● Work to be completed
In the records below, tally every line containing "Output". Report only the total.

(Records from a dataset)
▼

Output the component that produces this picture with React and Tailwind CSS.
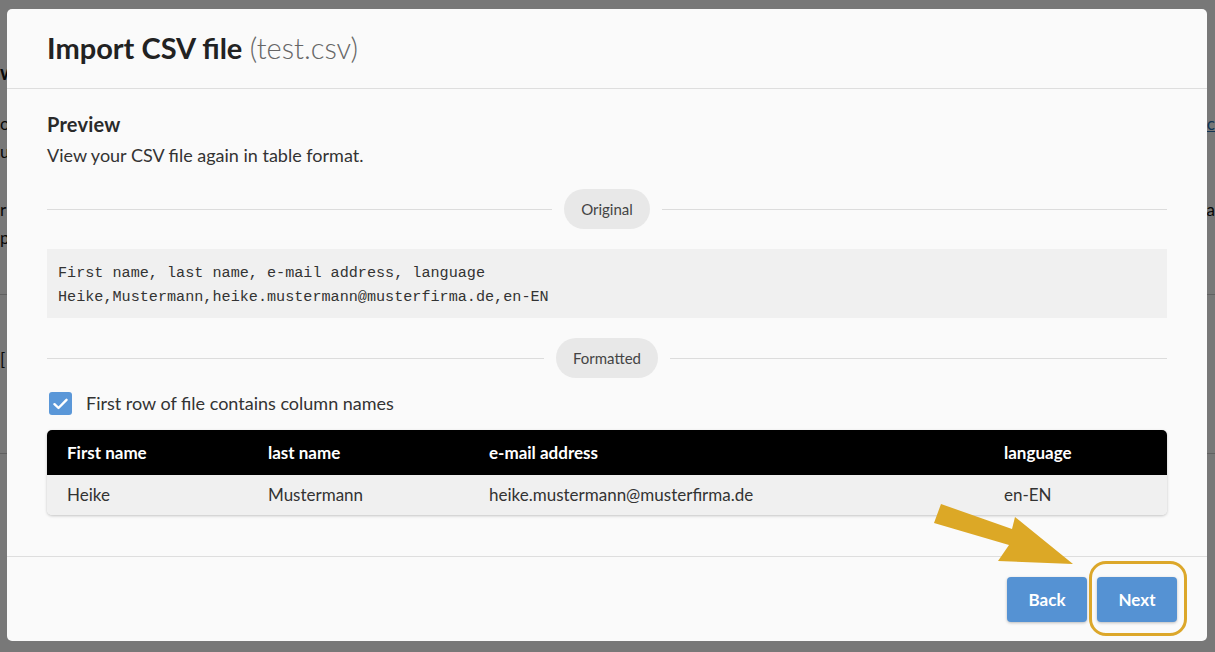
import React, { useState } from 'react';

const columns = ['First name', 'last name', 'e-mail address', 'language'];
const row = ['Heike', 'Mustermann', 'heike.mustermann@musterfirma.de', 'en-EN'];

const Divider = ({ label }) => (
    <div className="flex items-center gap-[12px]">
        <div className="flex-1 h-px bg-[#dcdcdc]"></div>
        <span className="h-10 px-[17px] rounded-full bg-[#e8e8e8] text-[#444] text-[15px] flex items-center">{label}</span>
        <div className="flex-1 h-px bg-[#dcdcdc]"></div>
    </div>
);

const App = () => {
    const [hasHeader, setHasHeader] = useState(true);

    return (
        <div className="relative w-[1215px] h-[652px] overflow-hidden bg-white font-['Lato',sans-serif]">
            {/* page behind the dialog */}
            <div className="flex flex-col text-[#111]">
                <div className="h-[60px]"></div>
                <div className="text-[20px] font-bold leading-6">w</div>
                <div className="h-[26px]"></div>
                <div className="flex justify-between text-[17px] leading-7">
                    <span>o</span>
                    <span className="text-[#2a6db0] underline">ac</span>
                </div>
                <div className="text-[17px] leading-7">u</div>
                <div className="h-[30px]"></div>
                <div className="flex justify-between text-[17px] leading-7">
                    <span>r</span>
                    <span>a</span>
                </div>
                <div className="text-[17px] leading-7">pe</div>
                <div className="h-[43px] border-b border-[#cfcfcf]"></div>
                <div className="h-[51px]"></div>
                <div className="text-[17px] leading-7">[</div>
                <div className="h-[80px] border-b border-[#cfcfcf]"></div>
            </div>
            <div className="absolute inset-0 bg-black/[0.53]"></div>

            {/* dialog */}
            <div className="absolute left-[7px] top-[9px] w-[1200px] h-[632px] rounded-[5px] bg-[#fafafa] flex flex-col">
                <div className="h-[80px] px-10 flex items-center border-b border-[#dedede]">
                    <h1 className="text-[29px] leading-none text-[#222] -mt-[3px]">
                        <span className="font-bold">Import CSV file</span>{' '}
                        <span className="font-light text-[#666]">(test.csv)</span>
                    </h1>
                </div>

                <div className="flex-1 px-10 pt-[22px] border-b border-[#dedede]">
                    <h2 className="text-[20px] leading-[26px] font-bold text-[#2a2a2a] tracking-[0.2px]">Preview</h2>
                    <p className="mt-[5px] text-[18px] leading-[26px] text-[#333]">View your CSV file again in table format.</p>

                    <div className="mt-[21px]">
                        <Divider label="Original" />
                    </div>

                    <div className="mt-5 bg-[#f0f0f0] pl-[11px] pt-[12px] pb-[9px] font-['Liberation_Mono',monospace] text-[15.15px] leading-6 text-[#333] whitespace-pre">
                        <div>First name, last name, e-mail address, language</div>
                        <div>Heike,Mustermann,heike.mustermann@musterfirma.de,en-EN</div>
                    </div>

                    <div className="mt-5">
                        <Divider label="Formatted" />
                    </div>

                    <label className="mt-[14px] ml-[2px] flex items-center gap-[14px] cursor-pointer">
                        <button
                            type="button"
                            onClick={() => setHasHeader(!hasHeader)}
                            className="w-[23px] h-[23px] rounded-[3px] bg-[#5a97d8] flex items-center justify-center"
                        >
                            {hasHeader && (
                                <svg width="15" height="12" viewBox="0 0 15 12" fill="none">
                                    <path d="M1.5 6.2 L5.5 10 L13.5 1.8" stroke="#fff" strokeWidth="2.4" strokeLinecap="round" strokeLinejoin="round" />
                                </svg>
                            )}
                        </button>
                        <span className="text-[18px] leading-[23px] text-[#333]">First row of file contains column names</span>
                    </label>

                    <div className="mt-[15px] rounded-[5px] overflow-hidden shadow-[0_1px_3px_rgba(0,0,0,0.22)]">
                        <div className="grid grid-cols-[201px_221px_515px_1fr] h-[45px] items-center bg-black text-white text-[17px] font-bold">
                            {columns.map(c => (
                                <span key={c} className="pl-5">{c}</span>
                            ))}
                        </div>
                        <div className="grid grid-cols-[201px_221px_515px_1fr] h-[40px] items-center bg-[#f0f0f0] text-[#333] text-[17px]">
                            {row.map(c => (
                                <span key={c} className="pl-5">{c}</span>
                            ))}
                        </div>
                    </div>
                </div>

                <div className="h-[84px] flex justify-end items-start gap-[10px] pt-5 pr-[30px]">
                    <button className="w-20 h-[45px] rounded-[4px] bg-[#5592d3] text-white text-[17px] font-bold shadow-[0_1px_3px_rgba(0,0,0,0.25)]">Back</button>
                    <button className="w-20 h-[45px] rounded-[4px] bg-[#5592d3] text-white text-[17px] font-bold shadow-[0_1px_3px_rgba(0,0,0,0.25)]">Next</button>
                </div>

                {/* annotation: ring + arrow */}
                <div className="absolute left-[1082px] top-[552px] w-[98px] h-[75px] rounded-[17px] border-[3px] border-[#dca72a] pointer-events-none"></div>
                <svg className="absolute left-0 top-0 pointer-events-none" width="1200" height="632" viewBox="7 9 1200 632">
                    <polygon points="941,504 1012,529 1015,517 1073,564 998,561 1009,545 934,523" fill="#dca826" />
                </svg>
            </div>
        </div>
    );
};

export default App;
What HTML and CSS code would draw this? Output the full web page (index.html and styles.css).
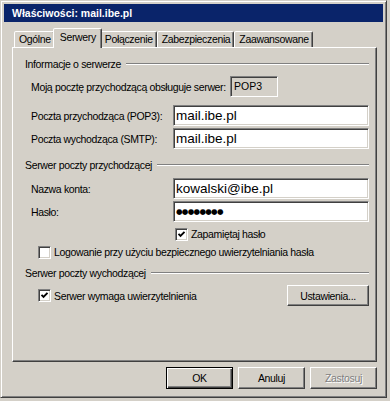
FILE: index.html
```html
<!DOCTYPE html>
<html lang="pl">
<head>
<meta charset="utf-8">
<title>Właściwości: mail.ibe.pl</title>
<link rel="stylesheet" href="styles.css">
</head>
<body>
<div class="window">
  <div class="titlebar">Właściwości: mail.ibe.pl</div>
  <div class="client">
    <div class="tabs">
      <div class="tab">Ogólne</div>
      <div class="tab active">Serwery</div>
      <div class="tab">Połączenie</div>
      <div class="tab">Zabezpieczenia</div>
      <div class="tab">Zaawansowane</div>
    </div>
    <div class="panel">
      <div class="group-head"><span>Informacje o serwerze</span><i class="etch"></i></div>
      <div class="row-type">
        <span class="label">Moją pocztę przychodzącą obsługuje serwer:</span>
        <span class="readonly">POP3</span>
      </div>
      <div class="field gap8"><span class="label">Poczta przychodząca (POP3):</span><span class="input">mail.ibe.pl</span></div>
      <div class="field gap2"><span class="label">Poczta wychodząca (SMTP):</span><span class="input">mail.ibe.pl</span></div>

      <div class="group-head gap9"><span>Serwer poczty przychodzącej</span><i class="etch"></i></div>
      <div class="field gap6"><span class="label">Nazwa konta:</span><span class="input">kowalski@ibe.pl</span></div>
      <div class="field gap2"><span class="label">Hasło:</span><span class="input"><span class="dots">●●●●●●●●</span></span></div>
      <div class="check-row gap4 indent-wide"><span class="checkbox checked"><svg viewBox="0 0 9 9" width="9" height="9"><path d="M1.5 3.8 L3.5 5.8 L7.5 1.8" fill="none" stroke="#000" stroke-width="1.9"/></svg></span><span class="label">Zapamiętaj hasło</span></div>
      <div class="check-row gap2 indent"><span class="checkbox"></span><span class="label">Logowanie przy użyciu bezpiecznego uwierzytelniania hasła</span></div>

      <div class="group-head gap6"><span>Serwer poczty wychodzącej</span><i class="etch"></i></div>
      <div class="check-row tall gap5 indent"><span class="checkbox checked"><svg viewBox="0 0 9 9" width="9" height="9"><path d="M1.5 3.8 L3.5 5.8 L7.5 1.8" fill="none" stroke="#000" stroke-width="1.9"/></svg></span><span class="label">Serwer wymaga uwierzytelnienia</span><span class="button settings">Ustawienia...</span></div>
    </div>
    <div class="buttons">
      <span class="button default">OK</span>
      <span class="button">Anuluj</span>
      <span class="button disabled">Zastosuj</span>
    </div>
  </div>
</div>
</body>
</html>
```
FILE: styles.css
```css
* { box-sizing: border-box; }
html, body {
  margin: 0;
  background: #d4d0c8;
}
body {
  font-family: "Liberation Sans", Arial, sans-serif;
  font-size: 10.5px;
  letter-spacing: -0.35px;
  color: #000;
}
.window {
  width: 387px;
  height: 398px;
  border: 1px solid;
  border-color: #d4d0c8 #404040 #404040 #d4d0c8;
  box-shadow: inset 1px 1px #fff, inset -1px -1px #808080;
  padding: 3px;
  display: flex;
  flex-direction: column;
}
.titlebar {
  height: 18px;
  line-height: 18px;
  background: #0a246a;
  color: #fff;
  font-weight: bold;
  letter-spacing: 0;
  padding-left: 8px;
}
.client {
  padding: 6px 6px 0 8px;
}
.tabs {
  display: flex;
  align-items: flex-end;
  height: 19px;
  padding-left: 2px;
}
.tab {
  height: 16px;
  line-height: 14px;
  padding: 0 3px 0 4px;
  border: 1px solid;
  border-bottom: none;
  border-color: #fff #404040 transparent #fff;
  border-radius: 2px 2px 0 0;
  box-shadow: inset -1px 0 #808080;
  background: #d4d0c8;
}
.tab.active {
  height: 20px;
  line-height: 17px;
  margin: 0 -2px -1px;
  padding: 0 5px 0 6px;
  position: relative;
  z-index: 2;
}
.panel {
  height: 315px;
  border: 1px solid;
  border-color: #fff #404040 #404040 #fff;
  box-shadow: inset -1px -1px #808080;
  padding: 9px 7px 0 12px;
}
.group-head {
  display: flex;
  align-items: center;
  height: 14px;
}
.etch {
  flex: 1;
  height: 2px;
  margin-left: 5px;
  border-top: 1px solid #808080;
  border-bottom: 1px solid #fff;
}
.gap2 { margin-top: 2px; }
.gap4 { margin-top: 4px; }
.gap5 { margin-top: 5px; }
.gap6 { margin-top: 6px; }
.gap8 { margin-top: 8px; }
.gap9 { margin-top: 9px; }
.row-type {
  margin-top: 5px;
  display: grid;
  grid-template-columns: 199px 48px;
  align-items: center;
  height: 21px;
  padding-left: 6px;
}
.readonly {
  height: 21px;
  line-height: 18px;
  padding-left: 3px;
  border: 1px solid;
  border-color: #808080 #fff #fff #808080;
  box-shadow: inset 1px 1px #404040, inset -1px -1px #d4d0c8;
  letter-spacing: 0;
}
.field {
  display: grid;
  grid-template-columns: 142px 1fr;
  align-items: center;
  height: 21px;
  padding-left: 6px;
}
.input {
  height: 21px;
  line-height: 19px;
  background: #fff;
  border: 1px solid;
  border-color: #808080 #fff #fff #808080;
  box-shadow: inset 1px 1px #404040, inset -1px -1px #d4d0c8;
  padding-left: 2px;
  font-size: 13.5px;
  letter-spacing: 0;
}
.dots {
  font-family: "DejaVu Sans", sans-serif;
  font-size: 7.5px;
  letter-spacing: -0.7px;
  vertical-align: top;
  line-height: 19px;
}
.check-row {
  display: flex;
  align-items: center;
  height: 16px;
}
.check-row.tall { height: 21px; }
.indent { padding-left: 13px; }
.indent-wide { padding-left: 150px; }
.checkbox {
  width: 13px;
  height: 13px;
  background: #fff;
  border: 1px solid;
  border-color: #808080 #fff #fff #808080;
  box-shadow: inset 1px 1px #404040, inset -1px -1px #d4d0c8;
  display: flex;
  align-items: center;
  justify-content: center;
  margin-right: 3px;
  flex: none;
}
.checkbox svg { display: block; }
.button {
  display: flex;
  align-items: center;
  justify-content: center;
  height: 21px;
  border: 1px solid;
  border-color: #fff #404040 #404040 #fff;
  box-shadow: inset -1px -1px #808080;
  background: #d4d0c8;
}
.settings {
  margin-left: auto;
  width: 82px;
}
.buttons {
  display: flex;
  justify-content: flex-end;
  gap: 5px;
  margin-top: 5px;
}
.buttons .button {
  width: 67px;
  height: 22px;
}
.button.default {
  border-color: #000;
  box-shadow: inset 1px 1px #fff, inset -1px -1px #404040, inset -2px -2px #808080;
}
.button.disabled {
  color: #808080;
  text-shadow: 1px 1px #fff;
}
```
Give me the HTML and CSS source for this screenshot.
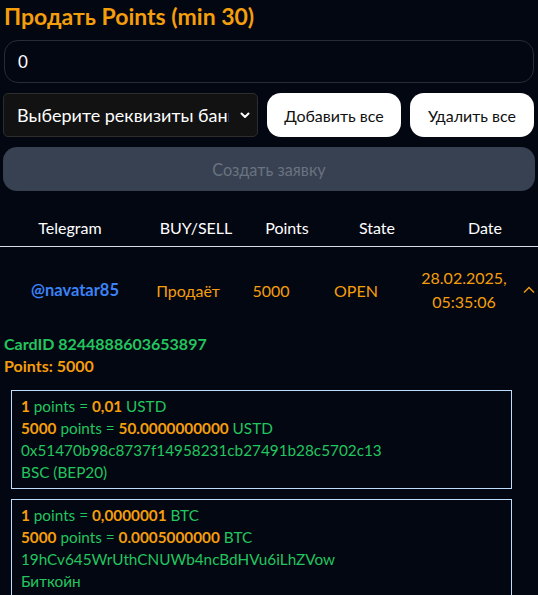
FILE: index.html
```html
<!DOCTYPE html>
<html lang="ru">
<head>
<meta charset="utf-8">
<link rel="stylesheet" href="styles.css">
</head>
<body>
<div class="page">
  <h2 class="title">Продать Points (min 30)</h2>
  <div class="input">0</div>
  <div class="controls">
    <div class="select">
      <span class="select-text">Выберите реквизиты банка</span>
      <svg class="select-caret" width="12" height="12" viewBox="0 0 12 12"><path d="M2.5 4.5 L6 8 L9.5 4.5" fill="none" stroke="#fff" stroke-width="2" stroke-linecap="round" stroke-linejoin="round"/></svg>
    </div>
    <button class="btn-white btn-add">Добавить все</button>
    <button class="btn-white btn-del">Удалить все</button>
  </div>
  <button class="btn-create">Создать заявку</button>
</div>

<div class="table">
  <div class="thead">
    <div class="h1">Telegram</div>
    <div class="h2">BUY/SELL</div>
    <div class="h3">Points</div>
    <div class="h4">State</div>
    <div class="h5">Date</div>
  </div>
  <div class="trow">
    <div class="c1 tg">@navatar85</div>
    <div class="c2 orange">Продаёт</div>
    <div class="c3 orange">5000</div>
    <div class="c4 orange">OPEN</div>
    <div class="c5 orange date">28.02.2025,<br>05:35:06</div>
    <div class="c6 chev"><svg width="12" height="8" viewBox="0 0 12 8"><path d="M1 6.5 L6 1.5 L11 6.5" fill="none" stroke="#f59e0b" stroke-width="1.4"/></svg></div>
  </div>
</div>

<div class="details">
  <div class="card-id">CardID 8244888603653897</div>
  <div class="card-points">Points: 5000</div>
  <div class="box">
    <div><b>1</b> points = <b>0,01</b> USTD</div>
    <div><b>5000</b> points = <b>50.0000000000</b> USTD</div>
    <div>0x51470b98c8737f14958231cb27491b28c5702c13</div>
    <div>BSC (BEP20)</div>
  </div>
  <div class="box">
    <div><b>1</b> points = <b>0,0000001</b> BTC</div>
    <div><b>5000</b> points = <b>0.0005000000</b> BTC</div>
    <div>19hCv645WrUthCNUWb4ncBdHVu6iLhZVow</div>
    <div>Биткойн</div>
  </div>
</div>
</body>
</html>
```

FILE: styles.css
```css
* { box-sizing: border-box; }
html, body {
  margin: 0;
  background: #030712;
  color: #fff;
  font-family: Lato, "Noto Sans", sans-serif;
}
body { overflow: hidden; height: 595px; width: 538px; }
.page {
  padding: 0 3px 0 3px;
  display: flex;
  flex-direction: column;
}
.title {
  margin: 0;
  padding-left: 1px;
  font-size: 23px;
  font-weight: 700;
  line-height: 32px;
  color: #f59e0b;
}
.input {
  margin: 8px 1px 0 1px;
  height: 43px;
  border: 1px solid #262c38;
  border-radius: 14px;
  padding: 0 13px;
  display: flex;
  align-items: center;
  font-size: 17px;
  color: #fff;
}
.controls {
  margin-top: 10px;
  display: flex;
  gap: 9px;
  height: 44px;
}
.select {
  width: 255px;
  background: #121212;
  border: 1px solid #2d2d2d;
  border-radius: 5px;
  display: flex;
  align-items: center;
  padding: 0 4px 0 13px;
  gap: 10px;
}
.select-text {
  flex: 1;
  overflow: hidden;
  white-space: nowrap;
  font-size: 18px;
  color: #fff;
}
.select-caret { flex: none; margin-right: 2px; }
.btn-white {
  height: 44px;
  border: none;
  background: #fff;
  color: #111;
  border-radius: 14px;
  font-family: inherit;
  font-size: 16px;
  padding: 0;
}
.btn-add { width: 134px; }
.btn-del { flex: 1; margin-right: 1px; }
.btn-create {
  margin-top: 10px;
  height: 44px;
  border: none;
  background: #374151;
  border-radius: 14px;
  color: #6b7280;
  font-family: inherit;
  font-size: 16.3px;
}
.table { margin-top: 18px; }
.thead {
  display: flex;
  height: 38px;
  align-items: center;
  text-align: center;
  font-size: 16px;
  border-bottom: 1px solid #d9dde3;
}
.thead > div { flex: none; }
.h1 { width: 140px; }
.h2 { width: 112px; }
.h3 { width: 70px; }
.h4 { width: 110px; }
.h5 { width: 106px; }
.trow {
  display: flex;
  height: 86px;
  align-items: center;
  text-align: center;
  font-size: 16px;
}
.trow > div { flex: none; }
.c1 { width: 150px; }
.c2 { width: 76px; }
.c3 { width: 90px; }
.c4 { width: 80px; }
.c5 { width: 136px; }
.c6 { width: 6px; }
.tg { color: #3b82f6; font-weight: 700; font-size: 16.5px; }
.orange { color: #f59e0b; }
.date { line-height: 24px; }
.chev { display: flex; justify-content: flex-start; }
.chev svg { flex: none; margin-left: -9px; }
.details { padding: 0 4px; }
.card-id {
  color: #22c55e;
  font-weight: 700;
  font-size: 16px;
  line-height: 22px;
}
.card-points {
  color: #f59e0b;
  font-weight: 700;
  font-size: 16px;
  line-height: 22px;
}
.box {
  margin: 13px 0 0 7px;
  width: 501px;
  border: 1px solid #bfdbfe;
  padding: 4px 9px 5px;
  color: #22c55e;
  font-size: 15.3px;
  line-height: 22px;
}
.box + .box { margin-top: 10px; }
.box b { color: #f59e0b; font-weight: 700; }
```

▲

● Final answer
2